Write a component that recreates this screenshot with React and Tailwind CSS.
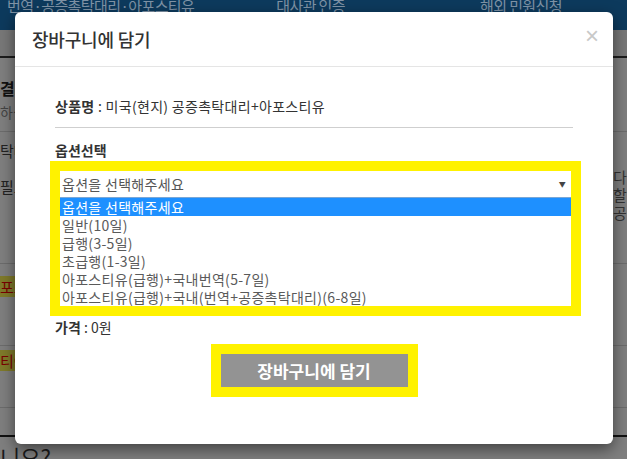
import React from "react";

const KR = { fontFamily: '"Noto Sans CJK KR", "Noto Sans", sans-serif' };

const options = [
  "옵션을 선택해주세요",
  "일반(10일)",
  "급행(3-5일)",
  "초급행(1-3일)",
  "아포스티유(급행)+국내번역(5-7일)",
  "아포스티유(급행)+국내(번역+공증촉탁대리)(6-8일)",
];

export default function App() {
  return (
    <div className="relative w-[627px] h-[459px] overflow-hidden bg-[#7f7f7f]" style={KR}>
      {/* background page (dimmed) */}
      <div className="flex flex-col">
        <div className="h-[30px] bg-[#0d3a5d] flex items-start text-[15px] leading-none tracking-[-0.6px] text-[#7f93a6]">
          <span className="ml-[7px] -mt-[2px]">번역·공증촉탁대리·아포스티유</span>
          <span className="ml-[82px] -mt-[2px]">대사관 인증</span>
          <span className="ml-[135px] -mt-[2px]">해외 민원신청</span>
        </div>
        <div className="h-[26px] bg-[#787878]" />
        <div className="h-[2px] bg-[#1c1c1c]" />
        <div className="h-[74px] border-b border-[#6c6c6c] flex flex-col pt-[20px] text-[16px] leading-[20px]">
          <span className="font-bold text-[#111]">결고</span>
          <span className="text-[14px] text-[#444] mt-[4px]">하실</span>
        </div>
        <div className="h-[132px] border-b border-[#6c6c6c] flex justify-between text-[15px] leading-[18px] text-[#222]">
          <div className="flex flex-col pt-[10px] gap-[18px]">
            <span>탁대</span>
            <span>필요</span>
          </div>
          <div className="flex flex-col pt-[36px] text-[#333] w-[14px] overflow-hidden whitespace-nowrap">
            <span>다.</span>
            <span>할</span>
            <span>공증</span>
          </div>
        </div>
        <div className="h-[82px] border-b border-[#6c6c6c] pt-[10px]">
          <span className="bg-[#7f7a2a] text-[#7a0000] text-[15px] leading-[18px]">포스</span>
        </div>
        <div className="h-[62px] border-b border-[#6c6c6c] pt-[2px]">
          <span className="bg-[#7f7a2a] text-[#7a0000] text-[15px] leading-[18px]">티아</span>
        </div>
        <div className="h-[27px]" />
        <div className="h-[2px] bg-[#111]" />
        <div className="text-[22px] leading-none text-[#1a1a1a] mt-[8px]">니요?</div>
      </div>

      {/* modal */}
      <div className="absolute left-[15px] top-[12px] w-[598px] h-[432px] bg-white rounded-[6px] shadow-[0_5px_15px_rgba(0,0,0,0.5)] flex flex-col">
        <div className="h-[55px] border-b border-[#e5e5e5] flex items-center justify-between pl-[17px] pr-[14px]">
          <h4 className="text-[18px] text-[#333] font-medium tracking-[-0.2px]">장바구니에 담기</h4>
          <span className="text-[24px] leading-none text-[#c8c8c8] -mt-[6px]" style={{ fontFamily: '"Liberation Sans", Arial, sans-serif' }}>×</span>
        </div>
        <div className="flex flex-col pl-[40px] pr-[40px] pt-[29px]">
          <div className="text-[14px] leading-[20px] text-[#333] pb-[11px] border-b border-[#cfcfcf] tracking-[0.3px]">
            <span className="font-bold">상품명</span> : 미국(현지) 공증촉탁대리+아포스티유
          </div>
          <div className="mt-[12px] text-[14px] font-bold text-[#333] leading-[20px]">옵션선택</div>
          <div className="mt-[1px] -ml-[5px] w-[531px] border-[10px] border-[#fff200] bg-white flex flex-col">
            <div className="h-[27px] flex items-center justify-between pl-[2px] pr-[5px] border-b border-[#7aa7d6] text-[14px] tracking-[0.3px] text-[#555]">
              <span>옵션을 선택해주세요</span>
              <span className="text-[7px] text-[#444]">▼</span>
            </div>
            <div className="flex flex-col">
              {options.map((o, i) => (
                <div
                  key={o}
                  className={
                    i === 0
                      ? "h-[18px] bg-[#1e90ff] text-white text-[14px] tracking-[0.3px] leading-[18px] pl-[2px]"
                      : "h-[18px] text-[#5a5a5a] text-[14px] tracking-[0.3px] leading-[18px] pl-[2px]"
                  }
                >
                  {o}
                </div>
              ))}
            </div>
          </div>
          <div className="mt-[1px] text-[14px] leading-[20px] text-[#333]">
            <span className="font-bold">가격</span> : 0원
          </div>
          <div className="mt-[7px] self-center border-[10px] border-[#fff200]">
            <button className="w-[187px] h-[33px] bg-[#939393] text-white text-[17px] font-bold">장바구니에 담기</button>
          </div>
        </div>
      </div>
    </div>
  );
}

———

Exercise directions: Keep the pictures out of the copy and return the rest of the data above exactly.

Output for this task:
Write a component that recreates this screenshot with React and Tailwind CSS.
import React from "react";

const KR = { fontFamily: '"Noto Sans CJK KR", "Noto Sans", sans-serif' };

const options = [
  "옵션을 선택해주세요",
  "일반(10일)",
  "급행(3-5일)",
  "초급행(1-3일)",
  "아포스티유(급행)+국내번역(5-7일)",
  "아포스티유(급행)+국내(번역+공증촉탁대리)(6-8일)",
];

export default function App() {
  return (
    <div className="relative w-[627px] h-[459px] overflow-hidden bg-[#7f7f7f]" style={KR}>
      {/* background page (dimmed) */}
      <div className="flex flex-col">
        <div className="h-[30px] bg-[#0d3a5d] flex items-start text-[15px] leading-none tracking-[-0.6px] text-[#7f93a6]">
          <span className="ml-[7px] -mt-[2px]">번역·공증촉탁대리·아포스티유</span>
          <span className="ml-[82px] -mt-[2px]">대사관 인증</span>
          <span className="ml-[135px] -mt-[2px]">해외 민원신청</span>
        </div>
        <div className="h-[26px] bg-[#787878]" />
        <div className="h-[2px] bg-[#1c1c1c]" />
        <div className="h-[74px] border-b border-[#6c6c6c] flex flex-col pt-[20px] text-[16px] leading-[20px]">
          <span className="font-bold text-[#111]">결고</span>
          <span className="text-[14px] text-[#444] mt-[4px]">하실</span>
        </div>
        <div className="h-[132px] border-b border-[#6c6c6c] flex justify-between text-[15px] leading-[18px] text-[#222]">
          <div className="flex flex-col pt-[10px] gap-[18px]">
            <span>탁대</span>
            <span>필요</span>
          </div>
          <div className="flex flex-col pt-[36px] text-[#333] w-[14px] overflow-hidden whitespace-nowrap">
            <span>다.</span>
            <span>할</span>
            <span>공증</span>
          </div>
        </div>
        <div className="h-[82px] border-b border-[#6c6c6c] pt-[10px]">
          <span className="bg-[#7f7a2a] text-[#7a0000] text-[15px] leading-[18px]">포스</span>
        </div>
        <div className="h-[62px] border-b border-[#6c6c6c] pt-[2px]">
          <span className="bg-[#7f7a2a] text-[#7a0000] text-[15px] leading-[18px]">티아</span>
        </div>
        <div className="h-[27px]" />
        <div className="h-[2px] bg-[#111]" />
        <div className="text-[22px] leading-none text-[#1a1a1a] mt-[8px]">니요?</div>
      </div>

      {/* modal */}
      <div className="absolute left-[15px] top-[12px] w-[598px] h-[432px] bg-white rounded-[6px] shadow-[0_5px_15px_rgba(0,0,0,0.5)] flex flex-col">
        <div className="h-[55px] border-b border-[#e5e5e5] flex items-center justify-between pl-[17px] pr-[14px]">
          <h4 className="text-[18px] text-[#333] font-medium tracking-[-0.2px]">장바구니에 담기</h4>
          <span className="text-[24px] leading-none text-[#c8c8c8] -mt-[6px]" style={{ fontFamily: '"Liberation Sans", Arial, sans-serif' }}>×</span>
        </div>
        <div className="flex flex-col pl-[40px] pr-[40px] pt-[29px]">
          <div className="text-[14px] leading-[20px] text-[#333] pb-[11px] border-b border-[#cfcfcf] tracking-[0.3px]">
            <span className="font-bold">상품명</span> : 미국(현지) 공증촉탁대리+아포스티유
          </div>
          <div className="mt-[12px] text-[14px] font-bold text-[#333] leading-[20px]">옵션선택</div>
          <div className="mt-[1px] -ml-[5px] w-[531px] border-[10px] border-[#fff200] bg-white flex flex-col">
            <div className="h-[27px] flex items-center justify-between pl-[2px] pr-[5px] border-b border-[#7aa7d6] text-[14px] tracking-[0.3px] text-[#555]">
              <span>옵션을 선택해주세요</span>
              <span className="text-[7px] text-[#444]">▼</span>
            </div>
            <div className="flex flex-col">
              {options.map((o, i) => (
                <div
                  key={o}
                  className={
                    i === 0
                      ? "h-[18px] bg-[#1e90ff] text-white text-[14px] tracking-[0.3px] leading-[18px] pl-[2px]"
                      : "h-[18px] text-[#5a5a5a] text-[14px] tracking-[0.3px] leading-[18px] pl-[2px]"
                  }
                >
                  {o}
                </div>
              ))}
            </div>
          </div>
          <div className="mt-[1px] text-[14px] leading-[20px] text-[#333]">
            <span className="font-bold">가격</span> : 0원
          </div>
          <div className="mt-[7px] self-center border-[10px] border-[#fff200]">
            <button className="w-[187px] h-[33px] bg-[#939393] text-white text-[17px] font-bold">장바구니에 담기</button>
          </div>
        </div>
      </div>
    </div>
  );
}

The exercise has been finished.